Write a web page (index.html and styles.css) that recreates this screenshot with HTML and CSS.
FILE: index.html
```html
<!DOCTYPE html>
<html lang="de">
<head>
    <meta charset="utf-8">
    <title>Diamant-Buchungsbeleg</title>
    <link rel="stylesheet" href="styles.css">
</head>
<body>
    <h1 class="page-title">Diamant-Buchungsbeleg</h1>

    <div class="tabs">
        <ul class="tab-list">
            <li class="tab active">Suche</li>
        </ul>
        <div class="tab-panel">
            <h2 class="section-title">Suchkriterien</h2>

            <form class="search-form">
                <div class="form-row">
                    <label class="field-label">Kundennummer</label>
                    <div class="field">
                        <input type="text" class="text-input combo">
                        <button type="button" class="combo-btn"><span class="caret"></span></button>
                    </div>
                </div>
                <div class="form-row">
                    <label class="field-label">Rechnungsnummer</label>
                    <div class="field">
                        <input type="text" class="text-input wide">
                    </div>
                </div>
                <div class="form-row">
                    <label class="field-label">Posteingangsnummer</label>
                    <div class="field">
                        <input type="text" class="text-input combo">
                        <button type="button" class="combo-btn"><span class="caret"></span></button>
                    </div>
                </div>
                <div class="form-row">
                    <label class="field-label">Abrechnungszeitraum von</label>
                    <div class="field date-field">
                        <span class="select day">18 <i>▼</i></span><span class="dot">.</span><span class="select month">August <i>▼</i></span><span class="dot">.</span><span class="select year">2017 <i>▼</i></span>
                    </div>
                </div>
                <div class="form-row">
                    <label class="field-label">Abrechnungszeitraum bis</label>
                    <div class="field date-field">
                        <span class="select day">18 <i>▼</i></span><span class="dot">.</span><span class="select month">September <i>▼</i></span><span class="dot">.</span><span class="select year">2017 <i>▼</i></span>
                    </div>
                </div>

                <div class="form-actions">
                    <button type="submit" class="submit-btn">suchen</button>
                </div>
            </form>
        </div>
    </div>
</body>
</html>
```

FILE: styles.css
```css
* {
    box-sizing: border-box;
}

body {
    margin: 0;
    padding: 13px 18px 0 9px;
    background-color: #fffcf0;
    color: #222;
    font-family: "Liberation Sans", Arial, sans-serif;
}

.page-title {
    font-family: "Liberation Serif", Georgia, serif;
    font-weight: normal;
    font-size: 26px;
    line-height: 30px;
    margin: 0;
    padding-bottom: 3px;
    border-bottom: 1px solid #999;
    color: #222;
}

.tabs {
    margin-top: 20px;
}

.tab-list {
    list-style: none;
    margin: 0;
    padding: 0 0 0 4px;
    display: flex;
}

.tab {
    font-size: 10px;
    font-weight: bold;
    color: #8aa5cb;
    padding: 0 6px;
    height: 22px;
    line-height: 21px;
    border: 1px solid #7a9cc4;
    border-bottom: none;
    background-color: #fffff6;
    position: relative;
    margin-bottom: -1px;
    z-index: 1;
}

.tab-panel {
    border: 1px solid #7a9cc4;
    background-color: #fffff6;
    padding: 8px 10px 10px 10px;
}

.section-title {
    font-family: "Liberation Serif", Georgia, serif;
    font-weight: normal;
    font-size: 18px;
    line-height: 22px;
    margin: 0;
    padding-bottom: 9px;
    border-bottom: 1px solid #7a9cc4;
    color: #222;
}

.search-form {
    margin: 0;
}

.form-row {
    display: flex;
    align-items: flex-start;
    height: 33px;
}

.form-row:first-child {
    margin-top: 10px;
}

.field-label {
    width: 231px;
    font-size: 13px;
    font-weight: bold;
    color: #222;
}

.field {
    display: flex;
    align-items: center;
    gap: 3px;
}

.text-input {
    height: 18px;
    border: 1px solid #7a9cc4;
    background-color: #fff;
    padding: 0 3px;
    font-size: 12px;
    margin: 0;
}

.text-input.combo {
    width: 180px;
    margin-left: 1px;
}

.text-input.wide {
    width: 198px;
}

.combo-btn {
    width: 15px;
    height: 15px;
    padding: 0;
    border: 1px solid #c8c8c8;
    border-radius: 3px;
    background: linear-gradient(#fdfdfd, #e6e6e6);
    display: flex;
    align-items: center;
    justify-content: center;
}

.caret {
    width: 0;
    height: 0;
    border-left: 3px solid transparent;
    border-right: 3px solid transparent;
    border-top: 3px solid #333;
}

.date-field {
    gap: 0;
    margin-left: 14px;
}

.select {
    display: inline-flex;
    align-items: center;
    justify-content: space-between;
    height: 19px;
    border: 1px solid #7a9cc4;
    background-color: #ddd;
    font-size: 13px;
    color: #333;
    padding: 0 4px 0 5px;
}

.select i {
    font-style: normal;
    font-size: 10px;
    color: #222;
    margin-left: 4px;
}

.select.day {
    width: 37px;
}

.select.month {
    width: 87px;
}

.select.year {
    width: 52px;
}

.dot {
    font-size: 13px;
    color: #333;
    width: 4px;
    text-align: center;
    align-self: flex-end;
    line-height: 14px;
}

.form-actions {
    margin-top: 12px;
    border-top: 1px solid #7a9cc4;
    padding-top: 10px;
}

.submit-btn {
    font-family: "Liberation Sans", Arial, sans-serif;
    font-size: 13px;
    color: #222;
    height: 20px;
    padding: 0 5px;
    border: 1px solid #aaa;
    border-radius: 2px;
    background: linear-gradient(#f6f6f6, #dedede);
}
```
----
§ What the task asks
Copy out all of the data exactly, leaving nothing out.

§ Correct answer
Write a web page (index.html and styles.css) that recreates this screenshot with HTML and CSS.
FILE: index.html
```html
<!DOCTYPE html>
<html lang="de">
<head>
    <meta charset="utf-8">
    <title>Diamant-Buchungsbeleg</title>
    <link rel="stylesheet" href="styles.css">
</head>
<body>
    <h1 class="page-title">Diamant-Buchungsbeleg</h1>

    <div class="tabs">
        <ul class="tab-list">
            <li class="tab active">Suche</li>
        </ul>
        <div class="tab-panel">
            <h2 class="section-title">Suchkriterien</h2>

            <form class="search-form">
                <div class="form-row">
                    <label class="field-label">Kundennummer</label>
                    <div class="field">
                        <input type="text" class="text-input combo">
                        <button type="button" class="combo-btn"><span class="caret"></span></button>
                    </div>
                </div>
                <div class="form-row">
                    <label class="field-label">Rechnungsnummer</label>
                    <div class="field">
                        <input type="text" class="text-input wide">
                    </div>
                </div>
                <div class="form-row">
                    <label class="field-label">Posteingangsnummer</label>
                    <div class="field">
                        <input type="text" class="text-input combo">
                        <button type="button" class="combo-btn"><span class="caret"></span></button>
                    </div>
                </div>
                <div class="form-row">
                    <label class="field-label">Abrechnungszeitraum von</label>
                    <div class="field date-field">
                        <span class="select day">18 <i>▼</i></span><span class="dot">.</span><span class="select month">August <i>▼</i></span><span class="dot">.</span><span class="select year">2017 <i>▼</i></span>
                    </div>
                </div>
                <div class="form-row">
                    <label class="field-label">Abrechnungszeitraum bis</label>
                    <div class="field date-field">
                        <span class="select day">18 <i>▼</i></span><span class="dot">.</span><span class="select month">September <i>▼</i></span><span class="dot">.</span><span class="select year">2017 <i>▼</i></span>
                    </div>
                </div>

                <div class="form-actions">
                    <button type="submit" class="submit-btn">suchen</button>
                </div>
            </form>
        </div>
    </div>
</body>
</html>
```

FILE: styles.css
```css
* {
    box-sizing: border-box;
}

body {
    margin: 0;
    padding: 13px 18px 0 9px;
    background-color: #fffcf0;
    color: #222;
    font-family: "Liberation Sans", Arial, sans-serif;
}

.page-title {
    font-family: "Liberation Serif", Georgia, serif;
    font-weight: normal;
    font-size: 26px;
    line-height: 30px;
    margin: 0;
    padding-bottom: 3px;
    border-bottom: 1px solid #999;
    color: #222;
}

.tabs {
    margin-top: 20px;
}

.tab-list {
    list-style: none;
    margin: 0;
    padding: 0 0 0 4px;
    display: flex;
}

.tab {
    font-size: 10px;
    font-weight: bold;
    color: #8aa5cb;
    padding: 0 6px;
    height: 22px;
    line-height: 21px;
    border: 1px solid #7a9cc4;
    border-bottom: none;
    background-color: #fffff6;
    position: relative;
    margin-bottom: -1px;
    z-index: 1;
}

.tab-panel {
    border: 1px solid #7a9cc4;
    background-color: #fffff6;
    padding: 8px 10px 10px 10px;
}

.section-title {
    font-family: "Liberation Serif", Georgia, serif;
    font-weight: normal;
    font-size: 18px;
    line-height: 22px;
    margin: 0;
    padding-bottom: 9px;
    border-bottom: 1px solid #7a9cc4;
    color: #222;
}

.search-form {
    margin: 0;
}

.form-row {
    display: flex;
    align-items: flex-start;
    height: 33px;
}

.form-row:first-child {
    margin-top: 10px;
}

.field-label {
    width: 231px;
    font-size: 13px;
    font-weight: bold;
    color: #222;
}

.field {
    display: flex;
    align-items: center;
    gap: 3px;
}

.text-input {
    height: 18px;
    border: 1px solid #7a9cc4;
    background-color: #fff;
    padding: 0 3px;
    font-size: 12px;
    margin: 0;
}

.text-input.combo {
    width: 180px;
    margin-left: 1px;
}

.text-input.wide {
    width: 198px;
}

.combo-btn {
    width: 15px;
    height: 15px;
    padding: 0;
    border: 1px solid #c8c8c8;
    border-radius: 3px;
    background: linear-gradient(#fdfdfd, #e6e6e6);
    display: flex;
    align-items: center;
    justify-content: center;
}

.caret {
    width: 0;
    height: 0;
    border-left: 3px solid transparent;
    border-right: 3px solid transparent;
    border-top: 3px solid #333;
}

.date-field {
    gap: 0;
    margin-left: 14px;
}

.select {
    display: inline-flex;
    align-items: center;
    justify-content: space-between;
    height: 19px;
    border: 1px solid #7a9cc4;
    background-color: #ddd;
    font-size: 13px;
    color: #333;
    padding: 0 4px 0 5px;
}

.select i {
    font-style: normal;
    font-size: 10px;
    color: #222;
    margin-left: 4px;
}

.select.day {
    width: 37px;
}

.select.month {
    width: 87px;
}

.select.year {
    width: 52px;
}

.dot {
    font-size: 13px;
    color: #333;
    width: 4px;
    text-align: center;
    align-self: flex-end;
    line-height: 14px;
}

.form-actions {
    margin-top: 12px;
    border-top: 1px solid #7a9cc4;
    padding-top: 10px;
}

.submit-btn {
    font-family: "Liberation Sans", Arial, sans-serif;
    font-size: 13px;
    color: #222;
    height: 20px;
    padding: 0 5px;
    border: 1px solid #aaa;
    border-radius: 2px;
    background: linear-gradient(#f6f6f6, #dedede);
}
```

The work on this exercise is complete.